Task statement: Retype the data exactly, from its first line to the line containing "const stretch = 'origin-left scale-x-[1.19]';", including both, and skip any picture.

Task data:
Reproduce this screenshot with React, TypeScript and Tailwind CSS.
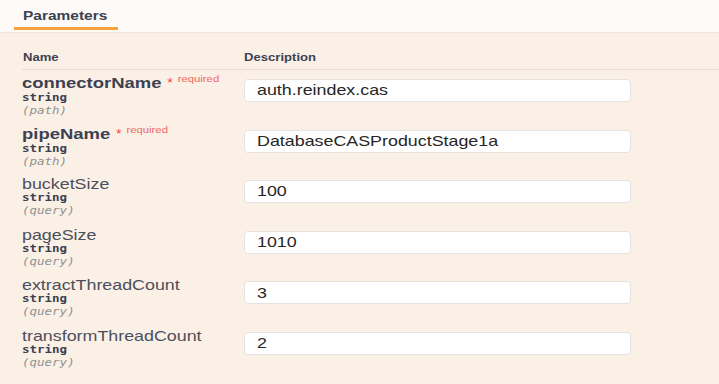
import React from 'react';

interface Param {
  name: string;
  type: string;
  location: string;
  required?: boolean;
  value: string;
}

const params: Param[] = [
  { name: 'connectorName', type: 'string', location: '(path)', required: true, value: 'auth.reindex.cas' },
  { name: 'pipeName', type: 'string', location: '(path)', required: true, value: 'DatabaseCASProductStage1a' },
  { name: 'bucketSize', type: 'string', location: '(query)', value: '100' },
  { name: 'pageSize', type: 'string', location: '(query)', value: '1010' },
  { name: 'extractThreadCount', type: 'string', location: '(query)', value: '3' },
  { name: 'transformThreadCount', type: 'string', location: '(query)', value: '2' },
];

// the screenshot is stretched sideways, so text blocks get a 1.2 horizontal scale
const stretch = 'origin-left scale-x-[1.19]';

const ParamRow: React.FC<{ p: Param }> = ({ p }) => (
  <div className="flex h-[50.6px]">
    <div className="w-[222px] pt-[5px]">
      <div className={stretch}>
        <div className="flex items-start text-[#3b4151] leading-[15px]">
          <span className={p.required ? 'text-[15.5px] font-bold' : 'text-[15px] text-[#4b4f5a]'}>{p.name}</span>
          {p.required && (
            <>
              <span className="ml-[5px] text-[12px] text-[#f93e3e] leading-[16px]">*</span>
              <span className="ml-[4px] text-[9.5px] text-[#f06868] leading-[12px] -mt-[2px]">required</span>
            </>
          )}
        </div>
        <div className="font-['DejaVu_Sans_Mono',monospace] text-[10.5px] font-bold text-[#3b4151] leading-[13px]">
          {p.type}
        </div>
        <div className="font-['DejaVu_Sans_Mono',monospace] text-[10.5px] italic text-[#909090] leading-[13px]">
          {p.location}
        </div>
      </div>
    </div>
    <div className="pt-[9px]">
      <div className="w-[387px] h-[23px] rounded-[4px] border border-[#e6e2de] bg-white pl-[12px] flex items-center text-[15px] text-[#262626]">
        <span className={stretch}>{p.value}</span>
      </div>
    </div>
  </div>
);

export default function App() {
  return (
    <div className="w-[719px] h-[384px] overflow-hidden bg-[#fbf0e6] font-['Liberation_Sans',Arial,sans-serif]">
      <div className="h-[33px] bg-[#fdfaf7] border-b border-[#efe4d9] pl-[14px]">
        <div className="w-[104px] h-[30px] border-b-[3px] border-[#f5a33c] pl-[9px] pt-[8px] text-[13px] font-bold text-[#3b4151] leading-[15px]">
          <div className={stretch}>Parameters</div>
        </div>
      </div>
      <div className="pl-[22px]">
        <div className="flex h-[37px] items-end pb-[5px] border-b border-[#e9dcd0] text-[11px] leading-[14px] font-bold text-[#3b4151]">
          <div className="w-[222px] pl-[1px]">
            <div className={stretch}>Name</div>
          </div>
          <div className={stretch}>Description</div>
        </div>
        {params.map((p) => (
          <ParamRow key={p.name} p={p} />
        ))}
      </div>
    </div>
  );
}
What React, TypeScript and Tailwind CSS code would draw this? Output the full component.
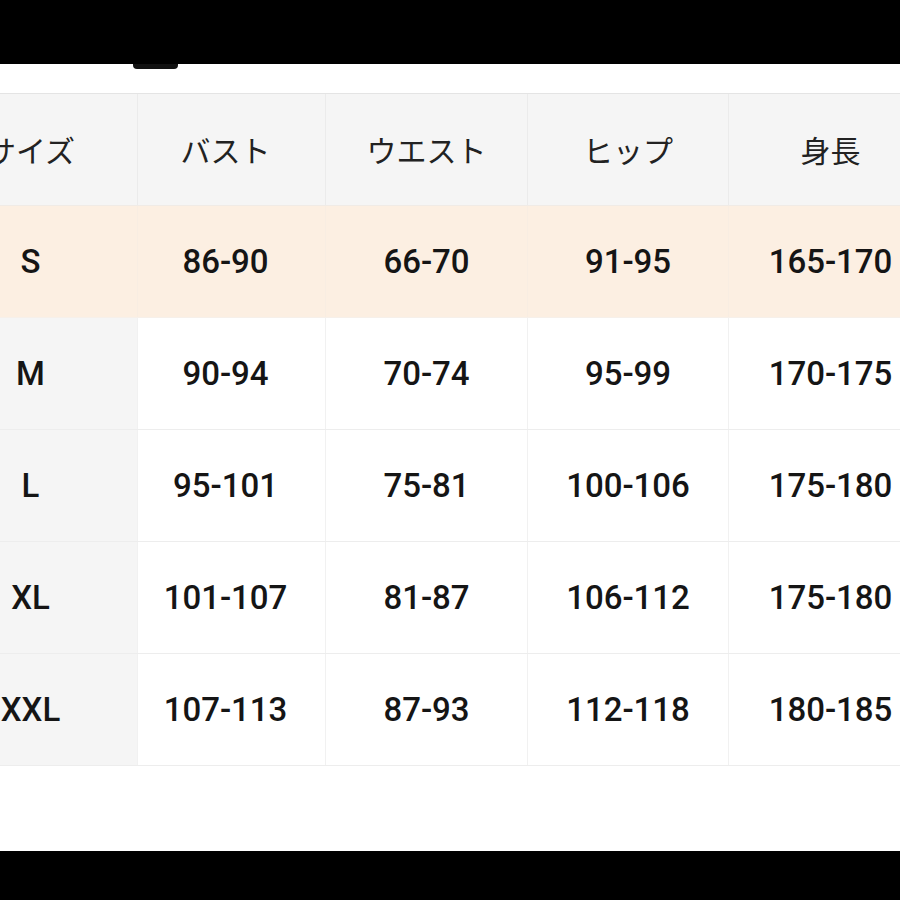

Task response:
Reproduce this screenshot with React, TypeScript and Tailwind CSS.
import React from 'react';

interface Param {
  name: string;
  type: string;
  location: string;
  required?: boolean;
  value: string;
}

const params: Param[] = [
  { name: 'connectorName', type: 'string', location: '(path)', required: true, value: 'auth.reindex.cas' },
  { name: 'pipeName', type: 'string', location: '(path)', required: true, value: 'DatabaseCASProductStage1a' },
  { name: 'bucketSize', type: 'string', location: '(query)', value: '100' },
  { name: 'pageSize', type: 'string', location: '(query)', value: '1010' },
  { name: 'extractThreadCount', type: 'string', location: '(query)', value: '3' },
  { name: 'transformThreadCount', type: 'string', location: '(query)', value: '2' },
];

// the screenshot is stretched sideways, so text blocks get a 1.2 horizontal scale
const stretch = 'origin-left scale-x-[1.19]';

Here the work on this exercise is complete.